On 31/12/2008, at 11:07 PM, Robert Dionne wrote:

I understand the issue. I noted the use of _id versus id myself and wasn't that put off by it, just seemed a quirk of the implementation.

Implementations quirks shouldn't be materialized in the API. They're a red flag that says "this wasn't designed", and IMO are always regretted.

But these aren't implementation quirks - Damien did think about this issue, I just think he weighted the competing issues wrongly.

I realize you've likely written a lot of code a this point and have run into reuse issues. It's not unusual to have different names for the same thing if the context is different.

It's not unusual for APIs to be not as good as they could be, sometimes because of lack of thought, sometimes lack of knowledge.

I guess one either regards the fundamental nature of name identity to be important, or not. No value judgement intended.

5. Use a '_meta' wrapper for the metadata. I don't see any technical cons, and IMO is by far the cleanest model. Name identity is preserved, it's arbitrarily extensible without scalability concerns, and is structural rather than lexical.

It is clearly cleaner and has it's advantages, however I have to agree with an earlier poster; "Putting them in a _meta group might encourage aggregation and manipulation of the bookkeeping metadata separately from the document, which to me sounds like a recipe for trouble."

It might encourage, or might not. Orthogonally, however, what's wrong with treating and manipulating metadata separately from the document? To give a concrete example, I manipulate _id and _rev separately from the 'rest' of the document now, because _id + _rev uniquely identify an immutable value, and that value (the document) can be cached, keyed on _id + _rev, with no concern about cache invalidation. It's fantastic. Chris Anderson was surprised that I would want _id and _rev in a view that doesn't supply the document, and then allow my users to write to the document on that basis. That's an example of where someone (with much more Couch expertise than me) was guided by their own context and uses, to not see a particular way of using the system. That's no disrespect to Chris, but rather an indication that the application of general principals are a better way to do API design than the extrapolation of one's own experience or use cases. My goal is a design methodology driven as much as possible by an algebra of design principles. This has been done before in e.g. in programming language design, of which API design is a form. Sorry, pet topic of mine :/

IMO there are good reasons to allow the document and it's metadata to be separated cleanly, and even if I *couldn't* think of any use cases, the idea that one should discourage it without having rock solid technical reasons for saying that it *must* not be done, I think is wrong.

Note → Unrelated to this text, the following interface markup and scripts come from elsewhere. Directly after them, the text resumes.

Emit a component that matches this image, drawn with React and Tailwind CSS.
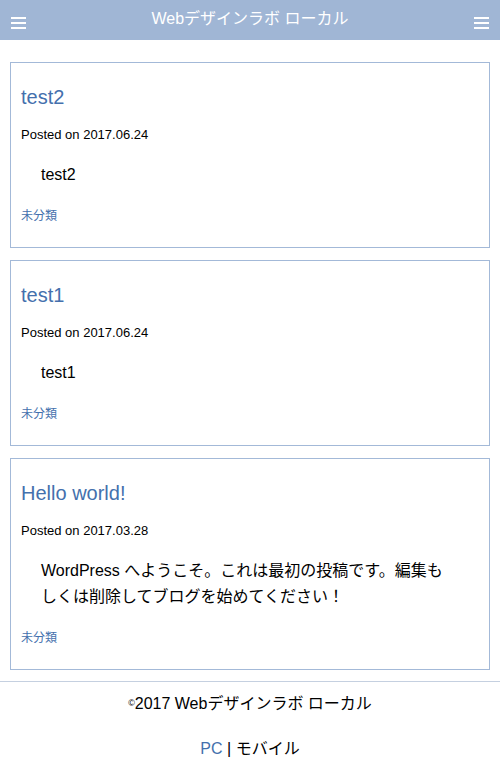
import React from "react";

const font = { fontFamily: '"Liberation Sans", "Noto Sans CJK JP", sans-serif' };

function Burger() {
  return (
    <div className="flex flex-col gap-[3px] w-[15px]">
      <span className="block h-[2px] w-full bg-white" />
      <span className="block h-[2px] w-full bg-white" />
      <span className="block h-[2px] w-full bg-white" />
    </div>
  );
}

function Post({ title, date, children }) {
  return (
    <article className="border border-[#a3b9d8] px-[10px] pt-[19px] pb-[22px]">
      <h2 className="text-[20px] leading-[30px] text-[#4470ad]">{title}</h2>
      <p className="mt-[13px] text-[13px] leading-[20px] text-black">Posted on {date}</p>
      <div className="mt-[17px] ml-[20px] mr-[32px] text-[16px] leading-[26px] text-black">{children}</div>
      <p className="mt-[19px] text-[12px] leading-[18px] text-[#4470ad]">未分類</p>
    </article>
  );
}

export default function App() {
  return (
    <div className="w-[500px] min-h-[782px] bg-white" style={font}>
      <header className="h-[40px] bg-[#a0b6d5] flex items-center justify-between px-[11px] pt-[6px]">
        <Burger />
        <h1 className="text-white text-[16px] leading-[20px] -mt-[8px]">Webデザインラボ ローカル</h1>
        <Burger />
      </header>
      <main className="px-[10px] pt-[22px] flex flex-col gap-[12px]">
        <Post title="test2" date="2017.06.24">test2</Post>
        <Post title="test1" date="2017.06.24">test1</Post>
        <Post title="Hello world!" date="2017.03.28">
          WordPress へようこそ。これは最初の投稿です。編集もしくは削除してブログを始めてください！
        </Post>
      </main>
      <footer className="mt-[11px] border-t border-[#c5d0e0] text-center text-black">
        <p className="mt-[11px] text-[16px] leading-[20px]">
          <span className="text-[9px] align-[3px]">©</span>2017 Webデザインラボ ローカル
        </p>
        <p className="mt-[25px] text-[16px] leading-[20px]">
          <span className="text-[#4470ad]">PC</span> | モバイル
        </p>
      </footer>
    </div>
  );
}
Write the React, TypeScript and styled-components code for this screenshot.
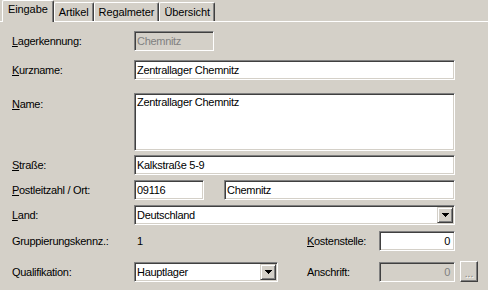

This would be a more complex design than the current use of the underscore at the top level of documents and would definitely encourage a quite different implementation. I don't know the internals enough yet to comment on this. The code there to date is remarkably terse for what it does but this may just reflect the use of Erlang.

Even if it's a bit more work for the implementation, I think the cleanliness that results is worth it. An implementation is built once, and used many times, and it's the uses/users of the system that should have priority.

BTW: That's not a criticism of the gatekeepers - I know they agree with this principle, because they've agreed to accept a more complicated file system layout implementation in order that database and design document/view names can be arbitrary.